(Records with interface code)

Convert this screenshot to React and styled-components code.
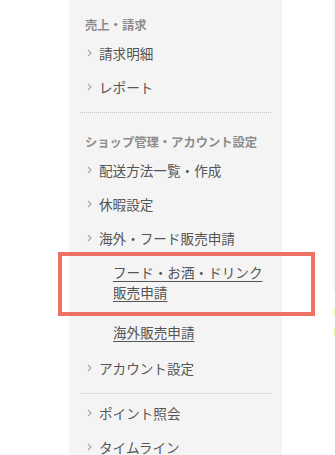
import styled, { createGlobalStyle } from "styled-components"

const GlobalStyle = createGlobalStyle`
  html, body {
    margin: 0;
    padding: 0;
    background: #ffffff;
  }
  body {
    font-family: "Noto Sans CJK JP", "Noto Sans", sans-serif;
  }
`

const sections = [
  {
    title: "売上・請求",
    items: [{ label: "請求明細" }, { label: "レポート" }],
  },
  {
    title: "ショップ管理・アカウント設定",
    items: [
      { label: "配送方法一覧・作成" },
      { label: "休暇設定" },
      {
        label: "海外・フード販売申請",
        subs: [
          { label: ["フード・お酒・ドリンク", "販売申請"], highlight: true },
          { label: ["海外販売申請"] },
        ],
      },
      { label: "アカウント設定" },
    ],
  },
  {
    items: [{ label: "ポイント照会" }, { label: "タイムライン" }],
  },
]

function Chevron() {
  return (
    <ChevronIcon width="5" height="8" viewBox="0 0 5 8">
      <path d="M1 1 L4 4 L1 7" fill="none" stroke="#a8a8a8" strokeWidth="1.2" />
    </ChevronIcon>
  )
}

export default function App() {
  return (
    <>
      <GlobalStyle />
      <Page>
        <Sidebar>
          {sections.map((section, i) => (
            <Section key={i} $first={i === 0} $last={i === sections.length - 1} $untitled={!section.title}>
              {section.title && <SectionTitle>{section.title}</SectionTitle>}
              {section.items.map((item) => (
                <div key={item.label}>
                  <Item>
                    <Chevron />
                    <span>{item.label}</span>
                  </Item>
                  {item.subs && (
                    <SubList>
                      {item.subs.map((sub) => (
                        <SubItem key={sub.label.join("")}>
                          <SubLink href="#">
                            {sub.label.map((line) => (
                              <span key={line}>{line}</span>
                            ))}
                          </SubLink>
                          {sub.highlight && <Highlight />}
                        </SubItem>
                      ))}
                    </SubList>
                  )}
                </div>
              ))}
            </Section>
          ))}
        </Sidebar>
        <Content>
          <Note />
          <Note />
        </Content>
      </Page>
    </>
  )
}

const Page = styled.div`
display: flex;
align-items: flex-start;
padding-left: 69px;
height: 455px;
overflow: hidden;
`
const Sidebar = styled.nav`
width: 213px;
min-height: 470px;
background: #f4f4f4;
flex-shrink: 0;
`
const Section = styled.div`
padding: ${(p) => (p.$first ? "14px" : p.$untitled ? "2px" : "18px")} 0 ${(p) => (p.$last ? "0" : "8px")};
margin: 0 11px;
border-bottom: ${(p) => (p.$last ? "none" : "1px dotted #c4c4c4")};
`
const SectionTitle = styled.div`
font-size: 12.3px;
font-weight: 700;
line-height: 22px;
color: #8c8c8c;
padding-left: 5px;
white-space: nowrap;
`
const Item = styled.div`
height: 34px;
display: flex;
align-items: center;
padding-left: 7px;
font-size: 13.6px;
color: #555555;
white-space: nowrap;
span {
margin-left: 7px;
}
`
const ChevronIcon = styled.svg`
display: block;
flex-shrink: 0;
`
const SubList = styled.div`
display: flex;
flex-direction: column;
gap: 20px;
padding: 7px 0 9px 33px;
`
const SubItem = styled.div`
position: relative;
`
const SubLink = styled.a`
display: flex;
flex-direction: column;
font-size: 13.6px;
line-height: 20px;
color: #555555;
text-decoration: none;
white-space: nowrap;
span {
text-decoration: underline;
text-underline-offset: 3px;
align-self: flex-start;
}
`
const Highlight = styled.div`
position: absolute;
left: -55px;
top: -10px;
width: 257px;
height: 64px;
box-sizing: border-box;
border: 4px solid #ef7163;
pointer-events: none;
`
const Content = styled.div`
margin-left: 51px;
width: 10px;
height: 292px;
background: #f7f7f7;
position: relative;
`
const Note = styled.div`
position: absolute;
top: 308px;
left: 0;
width: 2px;
height: 8px;
background: #fafac0;
&:nth-child(2) {
top: 328px;
}
`
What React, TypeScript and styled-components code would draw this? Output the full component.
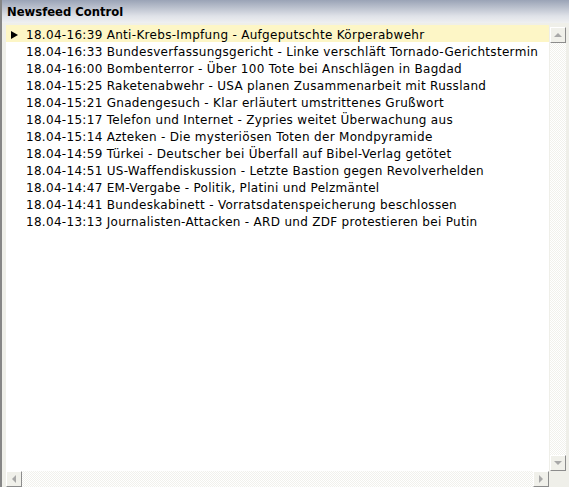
import React from "react";
import styled, { createGlobalStyle, css } from "styled-components";

const GlobalStyle = createGlobalStyle`
  html, body {
    margin: 0;
    padding: 0;
    background: #ffffff;
  }
`;

const news = [
  { time: "18.04-16:39", title: "Anti-Krebs-Impfung - Aufgeputschte Körperabwehr" },
  { time: "18.04-16:33", title: "Bundesverfassungsgericht - Linke verschläft Tornado-Gerichtstermin" },
  { time: "18.04-16:00", title: "Bombenterror - Über 100 Tote bei Anschlägen in Bagdad" },
  { time: "18.04-15:25", title: "Raketenabwehr - USA planen Zusammenarbeit mit Russland" },
  { time: "18.04-15:21", title: "Gnadengesuch - Klar erläutert umstrittenes Grußwort" },
  { time: "18.04-15:17", title: "Telefon und Internet - Zypries weitet Überwachung aus" },
  { time: "18.04-15:14", title: "Azteken - Die mysteriösen Toten der Mondpyramide" },
  { time: "18.04-14:59", title: "Türkei - Deutscher bei Überfall auf Bibel-Verlag getötet" },
  { time: "18.04-14:51", title: "US-Waffendiskussion - Letzte Bastion gegen Revolverhelden" },
  { time: "18.04-14:47", title: "EM-Vergabe - Politik, Platini und Pelzmäntel" },
  { time: "18.04-14:41", title: "Bundeskabinett - Vorratsdatenspeicherung beschlossen" },
  { time: "18.04-13:13", title: "Journalisten-Attacken - ARD und ZDF protestieren bei Putin" },
];

const Panel = styled.div`
  box-sizing: border-box;
  width: 569px;
  height: 487px;
  display: flex;
  flex-direction: column;
  background: #efefe9;
  border-left: 2px solid #868686;
  font-family: "DejaVu Sans", Verdana, sans-serif;
`;

const TitleBar = styled.div`
  height: 23px;
  line-height: 24px;
  padding-left: 5px;
  font-size: 11.6px;
  font-weight: bold;
  color: #000;
  background: linear-gradient(#9aa3b6, #dfe2e8 70%, #eff0f1);
`;

const Body = styled.div`
  flex: 1;
  display: grid;
  grid-template-columns: 1fr 16px;
  grid-template-rows: 1fr 16px;
  column-gap: 1px;
  padding: 2px 3px 0 4px;
  min-height: 0;
`;

const List = styled.div`
  background: #ffffff;
  overflow: hidden;
`;

const Row = styled.div<{ $active?: boolean }>`
  box-sizing: border-box;
  height: 17px;
  padding-top: 2px;
  display: flex;
  align-items: center;
  font-size: 12px;
  letter-spacing: 0.3px;
  color: #000;
  white-space: nowrap;
  background: ${(p) => (p.$active ? "#fdf6c6" : "transparent")};
`;

const MarkerCell = styled.div`
  width: 20px;
  flex: none;
  display: flex;
  align-items: center;
  padding-left: 5px;
  box-sizing: border-box;
`;

const Marker = styled.div`
  width: 0;
  height: 0;
  border-top: 4.5px solid transparent;
  border-bottom: 4.5px solid transparent;
  border-left: 7px solid #000;
`;

const track = css`
  background-color: #ffffff;
  background-image: repeating-conic-gradient(#f1f1ec 0% 25%, #ffffff 0% 50%);
  background-size: 2px 2px;
`;

const VScroll = styled.div`
  ${track}
  display: flex;
  flex-direction: column;
  justify-content: space-between;
  margin-top: 2px;
`;

const HScroll = styled.div`
  ${track}
  display: flex;
  justify-content: space-between;
`;

const Corner = styled.div`
  background: #efefe9;
`;

const ScrollButton = styled.div`
  box-sizing: border-box;
  width: 16px;
  height: 16px;
  flex: none;
  display: flex;
  align-items: center;
  justify-content: center;
  background: #f0f0ea;
  border-top: 1px solid #ffffff;
  border-left: 1px solid #ffffff;
  border-right: 1px solid #8c8c8c;
  border-bottom: 1px solid #8c8c8c;
`;

type Dir = "up" | "down" | "left" | "right";

const Arrow = styled.div<{ $dir: Dir }>`
  width: 0;
  height: 0;
  ${(p) =>
    p.$dir === "up"
      ? css`
          border-left: 4px solid transparent;
          border-right: 4px solid transparent;
          border-bottom: 4px solid #a8a8a8;
        `
      : p.$dir === "down"
      ? css`
          border-left: 4px solid transparent;
          border-right: 4px solid transparent;
          border-top: 4px solid #a8a8a8;
        `
      : p.$dir === "left"
      ? css`
          border-top: 4px solid transparent;
          border-bottom: 4px solid transparent;
          border-right: 4px solid #a8a8a8;
        `
      : css`
          border-top: 4px solid transparent;
          border-bottom: 4px solid transparent;
          border-left: 4px solid #a8a8a8;
        `}
`;

const App: React.FC = () => {
  return (
    <>
      <GlobalStyle />
      <Panel>
        <TitleBar>Newsfeed Control</TitleBar>
        <Body>
          <List>
            {news.map((n, i) => (
              <Row key={n.time} $active={i === 0}>
                <MarkerCell>{i === 0 && <Marker />}</MarkerCell>
                <span>
                  {n.time} {n.title}
                </span>
              </Row>
            ))}
          </List>
          <VScroll>
            <ScrollButton>
              <Arrow $dir="up" />
            </ScrollButton>
            <ScrollButton>
              <Arrow $dir="down" />
            </ScrollButton>
          </VScroll>
          <HScroll>
            <ScrollButton>
              <Arrow $dir="left" />
            </ScrollButton>
            <ScrollButton>
              <Arrow $dir="right" />
            </ScrollButton>
          </HScroll>
          <Corner />
        </Body>
      </Panel>
    </>
  );
};

export default App;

## What is expected
Pull out each line holding the string "components".

## Expected answer
Convert this screenshot to React and styled-components code.
import styled, { createGlobalStyle } from "styled-components"
What React, TypeScript and styled-components code would draw this? Output the full component.
import styled, { createGlobalStyle, css } from "styled-components";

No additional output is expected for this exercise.